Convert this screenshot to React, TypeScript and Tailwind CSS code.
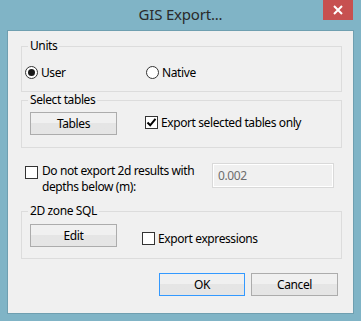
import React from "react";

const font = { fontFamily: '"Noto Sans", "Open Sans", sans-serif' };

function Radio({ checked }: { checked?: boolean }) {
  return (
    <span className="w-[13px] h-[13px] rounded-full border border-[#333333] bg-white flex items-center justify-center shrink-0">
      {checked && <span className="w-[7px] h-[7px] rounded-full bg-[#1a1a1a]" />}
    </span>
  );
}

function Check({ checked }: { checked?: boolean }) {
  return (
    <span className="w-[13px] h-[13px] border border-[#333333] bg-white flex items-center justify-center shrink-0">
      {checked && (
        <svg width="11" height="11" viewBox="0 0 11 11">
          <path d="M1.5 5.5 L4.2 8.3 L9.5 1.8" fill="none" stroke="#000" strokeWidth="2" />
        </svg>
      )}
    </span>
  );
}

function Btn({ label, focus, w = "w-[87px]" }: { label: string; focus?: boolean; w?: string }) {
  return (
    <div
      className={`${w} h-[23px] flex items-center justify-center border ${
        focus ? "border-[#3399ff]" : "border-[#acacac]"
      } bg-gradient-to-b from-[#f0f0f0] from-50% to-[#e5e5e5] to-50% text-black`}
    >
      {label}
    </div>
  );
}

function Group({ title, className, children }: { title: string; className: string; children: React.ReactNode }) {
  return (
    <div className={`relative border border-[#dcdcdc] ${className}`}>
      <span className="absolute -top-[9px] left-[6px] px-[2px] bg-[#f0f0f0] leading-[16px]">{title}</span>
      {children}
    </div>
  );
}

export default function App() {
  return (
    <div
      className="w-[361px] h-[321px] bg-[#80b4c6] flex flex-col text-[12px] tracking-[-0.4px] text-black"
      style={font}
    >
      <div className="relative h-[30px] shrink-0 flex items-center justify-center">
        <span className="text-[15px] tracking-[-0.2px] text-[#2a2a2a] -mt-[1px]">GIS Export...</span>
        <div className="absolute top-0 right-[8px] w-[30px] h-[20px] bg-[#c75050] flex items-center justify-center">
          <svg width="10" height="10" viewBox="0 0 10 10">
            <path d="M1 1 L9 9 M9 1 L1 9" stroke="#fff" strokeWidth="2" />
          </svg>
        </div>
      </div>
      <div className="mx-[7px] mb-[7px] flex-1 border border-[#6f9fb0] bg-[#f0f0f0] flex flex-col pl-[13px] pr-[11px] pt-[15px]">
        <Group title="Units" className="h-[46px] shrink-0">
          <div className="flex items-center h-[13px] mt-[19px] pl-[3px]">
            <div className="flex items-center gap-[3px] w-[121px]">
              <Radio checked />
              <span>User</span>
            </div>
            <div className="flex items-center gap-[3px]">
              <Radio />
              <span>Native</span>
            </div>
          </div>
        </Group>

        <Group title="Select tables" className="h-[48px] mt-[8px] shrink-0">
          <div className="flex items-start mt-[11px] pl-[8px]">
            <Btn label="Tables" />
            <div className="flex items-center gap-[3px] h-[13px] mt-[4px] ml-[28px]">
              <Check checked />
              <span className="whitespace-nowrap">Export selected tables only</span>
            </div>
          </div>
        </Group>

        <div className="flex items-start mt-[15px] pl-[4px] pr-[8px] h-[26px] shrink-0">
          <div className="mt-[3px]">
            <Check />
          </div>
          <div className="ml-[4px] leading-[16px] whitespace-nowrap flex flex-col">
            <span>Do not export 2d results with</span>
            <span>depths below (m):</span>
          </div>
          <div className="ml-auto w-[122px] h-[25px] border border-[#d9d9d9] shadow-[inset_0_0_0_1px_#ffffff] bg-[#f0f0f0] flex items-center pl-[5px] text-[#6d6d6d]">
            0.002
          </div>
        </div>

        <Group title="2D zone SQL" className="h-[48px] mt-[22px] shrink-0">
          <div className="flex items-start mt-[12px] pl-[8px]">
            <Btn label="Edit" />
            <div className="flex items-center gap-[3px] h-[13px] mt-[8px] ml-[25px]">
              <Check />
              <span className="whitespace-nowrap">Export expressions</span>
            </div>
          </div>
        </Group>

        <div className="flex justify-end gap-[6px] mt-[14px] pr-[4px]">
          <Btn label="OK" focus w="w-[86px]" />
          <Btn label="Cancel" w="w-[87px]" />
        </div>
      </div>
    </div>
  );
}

What you will do: Reproduce each line word for word and drop the pictures.

Written answer:
Convert this screenshot to React, TypeScript and Tailwind CSS code.
import React from "react";

const font = { fontFamily: '"Noto Sans", "Open Sans", sans-serif' };

function Radio({ checked }: { checked?: boolean }) {
  return (
    <span className="w-[13px] h-[13px] rounded-full border border-[#333333] bg-white flex items-center justify-center shrink-0">
      {checked && <span className="w-[7px] h-[7px] rounded-full bg-[#1a1a1a]" />}
    </span>
  );
}

function Check({ checked }: { checked?: boolean }) {
  return (
    <span className="w-[13px] h-[13px] border border-[#333333] bg-white flex items-center justify-center shrink-0">
      {checked && (
        <svg width="11" height="11" viewBox="0 0 11 11">
          <path d="M1.5 5.5 L4.2 8.3 L9.5 1.8" fill="none" stroke="#000" strokeWidth="2" />
        </svg>
      )}
    </span>
  );
}

function Btn({ label, focus, w = "w-[87px]" }: { label: string; focus?: boolean; w?: string }) {
  return (
    <div
      className={`${w} h-[23px] flex items-center justify-center border ${
        focus ? "border-[#3399ff]" : "border-[#acacac]"
      } bg-gradient-to-b from-[#f0f0f0] from-50% to-[#e5e5e5] to-50% text-black`}
    >
      {label}
    </div>
  );
}

function Group({ title, className, children }: { title: string; className: string; children: React.ReactNode }) {
  return (
    <div className={`relative border border-[#dcdcdc] ${className}`}>
      <span className="absolute -top-[9px] left-[6px] px-[2px] bg-[#f0f0f0] leading-[16px]">{title}</span>
      {children}
    </div>
  );
}

export default function App() {
  return (
    <div
      className="w-[361px] h-[321px] bg-[#80b4c6] flex flex-col text-[12px] tracking-[-0.4px] text-black"
      style={font}
    >
      <div className="relative h-[30px] shrink-0 flex items-center justify-center">
        <span className="text-[15px] tracking-[-0.2px] text-[#2a2a2a] -mt-[1px]">GIS Export...</span>
        <div className="absolute top-0 right-[8px] w-[30px] h-[20px] bg-[#c75050] flex items-center justify-center">
          <svg width="10" height="10" viewBox="0 0 10 10">
            <path d="M1 1 L9 9 M9 1 L1 9" stroke="#fff" strokeWidth="2" />
          </svg>
        </div>
      </div>
      <div className="mx-[7px] mb-[7px] flex-1 border border-[#6f9fb0] bg-[#f0f0f0] flex flex-col pl-[13px] pr-[11px] pt-[15px]">
        <Group title="Units" className="h-[46px] shrink-0">
          <div className="flex items-center h-[13px] mt-[19px] pl-[3px]">
            <div className="flex items-center gap-[3px] w-[121px]">
              <Radio checked />
              <span>User</span>
            </div>
            <div className="flex items-center gap-[3px]">
              <Radio />
              <span>Native</span>
            </div>
          </div>
        </Group>

        <Group title="Select tables" className="h-[48px] mt-[8px] shrink-0">
          <div className="flex items-start mt-[11px] pl-[8px]">
            <Btn label="Tables" />
            <div className="flex items-center gap-[3px] h-[13px] mt-[4px] ml-[28px]">
              <Check checked />
              <span className="whitespace-nowrap">Export selected tables only</span>
            </div>
          </div>
        </Group>

        <div className="flex items-start mt-[15px] pl-[4px] pr-[8px] h-[26px] shrink-0">
          <div className="mt-[3px]">
            <Check />
          </div>
          <div className="ml-[4px] leading-[16px] whitespace-nowrap flex flex-col">
            <span>Do not export 2d results with</span>
            <span>depths below (m):</span>
          </div>
          <div className="ml-auto w-[122px] h-[25px] border border-[#d9d9d9] shadow-[inset_0_0_0_1px_#ffffff] bg-[#f0f0f0] flex items-center pl-[5px] text-[#6d6d6d]">
            0.002
          </div>
        </div>

        <Group title="2D zone SQL" className="h-[48px] mt-[22px] shrink-0">
          <div className="flex items-start mt-[12px] pl-[8px]">
            <Btn label="Edit" />
            <div className="flex items-center gap-[3px] h-[13px] mt-[8px] ml-[25px]">
              <Check />
              <span className="whitespace-nowrap">Export expressions</span>
            </div>
          </div>
        </Group>

        <div className="flex justify-end gap-[6px] mt-[14px] pr-[4px]">
          <Btn label="OK" focus w="w-[86px]" />
          <Btn label="Cancel" w="w-[87px]" />
        </div>
      </div>
    </div>
  );
}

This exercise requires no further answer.